Senate body recommends disbanding of 'anti-women' Council of Islamic Ideology

ISLAMABAD: Holding the Council of Islamic Ideology (CII) responsible for the rise in incidents of violence against women, members of the Senate Functional Committee on Human Rights on Tuesday recommended disbanding the body and urged the government to ban the use of Qisas and Diyat laws in honour-killing cases.

The CII, a constitutional body, advises the legislature whether or not a certain law is repugnant to Islam, in particular to the Quran and Sunnah.

The senate committee's recommendations come just a month after the CII in a proposed women's protection bill ruled that 'lightly beating' one's wife is permissible in Islam.

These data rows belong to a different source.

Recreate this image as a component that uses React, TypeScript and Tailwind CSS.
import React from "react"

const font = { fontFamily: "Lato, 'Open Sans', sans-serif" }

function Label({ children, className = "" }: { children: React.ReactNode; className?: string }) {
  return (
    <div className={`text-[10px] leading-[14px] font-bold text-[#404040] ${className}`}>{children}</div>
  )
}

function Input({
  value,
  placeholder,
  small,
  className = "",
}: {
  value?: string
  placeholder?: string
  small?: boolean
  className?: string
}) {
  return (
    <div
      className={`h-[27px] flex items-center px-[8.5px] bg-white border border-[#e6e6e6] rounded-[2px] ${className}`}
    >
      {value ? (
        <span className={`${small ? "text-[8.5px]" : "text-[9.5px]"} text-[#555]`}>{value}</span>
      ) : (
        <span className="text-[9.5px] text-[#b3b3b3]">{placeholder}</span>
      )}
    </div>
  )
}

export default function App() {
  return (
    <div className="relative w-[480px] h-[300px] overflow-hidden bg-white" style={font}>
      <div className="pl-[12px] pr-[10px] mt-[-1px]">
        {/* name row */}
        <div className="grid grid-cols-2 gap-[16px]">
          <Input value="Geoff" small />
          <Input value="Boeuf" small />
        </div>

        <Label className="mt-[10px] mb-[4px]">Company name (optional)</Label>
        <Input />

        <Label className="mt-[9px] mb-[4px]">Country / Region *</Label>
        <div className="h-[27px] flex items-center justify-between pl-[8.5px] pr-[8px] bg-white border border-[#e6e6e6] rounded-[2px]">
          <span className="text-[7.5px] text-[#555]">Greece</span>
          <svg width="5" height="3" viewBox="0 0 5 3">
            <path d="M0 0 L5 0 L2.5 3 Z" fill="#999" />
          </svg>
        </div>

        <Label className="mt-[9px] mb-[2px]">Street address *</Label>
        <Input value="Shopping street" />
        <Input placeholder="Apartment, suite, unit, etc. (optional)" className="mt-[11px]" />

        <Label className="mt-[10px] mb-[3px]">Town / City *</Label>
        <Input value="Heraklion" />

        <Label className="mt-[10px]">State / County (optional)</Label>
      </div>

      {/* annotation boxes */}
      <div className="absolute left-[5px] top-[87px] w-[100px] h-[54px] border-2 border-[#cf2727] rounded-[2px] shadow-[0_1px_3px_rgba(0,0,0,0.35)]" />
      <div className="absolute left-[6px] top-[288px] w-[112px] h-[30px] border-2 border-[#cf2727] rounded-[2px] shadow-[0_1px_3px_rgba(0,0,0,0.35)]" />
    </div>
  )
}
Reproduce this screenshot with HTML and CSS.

During a meeting, the committee observed that the 'anti-women' stance of the CII permitted violence against women and had contributed to an increase in crimes against the gender.

Committee Chairperson Senator Nasreen Jalil said that the CII's recommendations encouraged a negative attitude towards women and incited violence against them.

The body's recommendations only added to the miseries of women instead of providing any relief to them, Jalil said, adding that CII members appeared to be unaware of legislating in a modern age.

Jalil said the CII recommendation which allowed a husband to beat his wife made no sense. She added that "not accepting DNA tests as evidence in rape cases shows the backwardness of members of the council."

Editorial: CII: of what use?

Earlier, PPP Senator Farhatullah Babar had demanded the disbandment of CII and had asked for the Rs100 million fund allocated for the body for fiscal year 2016-17 to be withdrawn.

“There is no reason for Council of Islamic Ideology to continue its job and it should not send more reports to the Parliament for legislation,” Babar said during his speech on budget in the Senate.

“This is the council which says husband can beat his wife,” said Babar said the CII also denied DNA as proof in rape cases.

He said that council had also suggested to the people to write 'Kalma Tayyaba' on their homes so that culture of Jihad can be promoted.

“A council should not continue its job with so many controversies,” Babar said adding that the council has also declared minimum age for a girl's wedding as un-Islamic.

Babar raised concerns over the increase in the annual budget of the council and demanded the government to withdraw the funds allocated for CII.

“Money allocated for the council should be given to National Commission for the Protection of Women,” the senator had stated.

The senate committee also decided to write a letter to the Law Ministry to question the constitutional position of the council.

The committee in its recommendations urged the government to make murders in the name of 'honour' a non-compoundable offence and asked the government to ban the use of the Qisas and Diyat laws in honour-killing cases.

On the other hand, Senator Farhatullah Babar demanded the appointment of observers in order to monitor military court proceedings.

"We are unaware about what happens in the military courts," Babar said adding that members of the National Commission for Human Rights should be allowed to monitor military court proceedings.

He added that people have the right to know about the crimes of the accused given death sentences by military courts and a press release should also be issued by a military spokesperson.

Earlier in May, CII deliberated on its proposed ‘model’ women’s protection bill, which allows a husband to ‘lightly’ beat his wife 'if needed' and prohibits mixing of the genders in schools, hospitals and offices.

The CII’s proposed bill claimed women will have all the rights given to them under Shariah, prohibited interaction between na-mehrams at recreational spots and offices, and banned ‘dance, music, and sculptures created in the name of art’.